Patrimoine et culture de Khenchela
Khenchela possède un riche patrimoine historique et culturel, héritage de son passé antique et de ses traditions berbères.
Vestiges archéologiques
Les principaux sites archéologiques de la région sont :
- Aquae Flavianae : thermes romains situés à 7 km au sud-ouest de Khenchela. Construits en 76 ap.
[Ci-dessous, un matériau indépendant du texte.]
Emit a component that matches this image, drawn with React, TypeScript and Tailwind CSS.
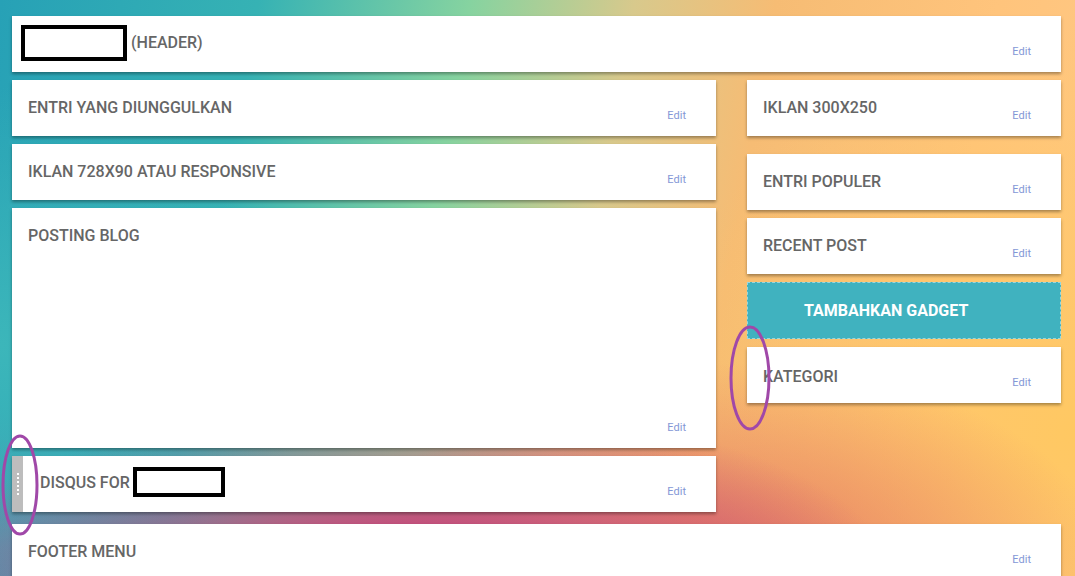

J.-C. et restaurés en 208, ils comprennent :
- Une grande piscine circulaire
- Des bains chauds et froids
- Des vestiges d’aqueducs
- Baghai : cité antique à 30 km au nord-est de Khenchela, avec des vestiges de :
- Remparts byzantins
- Églises paléochrétiennes
- Nécropoles
- Tazougart : site préhistorique avec des gravures rupestres
Ces sites témoignent de l’importance stratégique et économique de la région dans l’Antiquité.
Architecture traditionnelle
L’architecture traditionnelle de Khenchela reflète l’adaptation aux conditions climatiques et aux matériaux locaux :
- Maisons en pierre ou en terre crue
- Toits plats ou en terrasse
- Cours intérieures (wast ed-dar)
- Décoration en bois sculpté et en céramique
Dans les zones montagneuses, on trouve encore des dechra, villages fortifiés typiques de l’architecture berbère des Aurès.
Artisanat et savoir-faire
Khenchela est réputée pour son artisanat traditionnel, notamment :
- Le tissage de tapis et de burnous
- La poterie
- La bijouterie en argent
- La vannerie
Ces savoir-faire sont transmis de génération en génération et contribuent à préserver l’identité culturelle de la région.
Traditions et folklore
La culture de Khenchela est marquée par ses racines berbères et son histoire mouvementée :
- Langue : le chaoui, dialecte berbère, est encore parlé dans les zones rurales
- Musique : chants traditionnels accompagnés de bendir (tambour) et de flûte
- Danses : rahaba, danse guerrière masculine
- Fêtes : célébration du printemps (Timechret), fêtes religieuses musulmanes
La figure légendaire de la reine Dihya (la Kahina) occupe une place importante dans l’imaginaire local.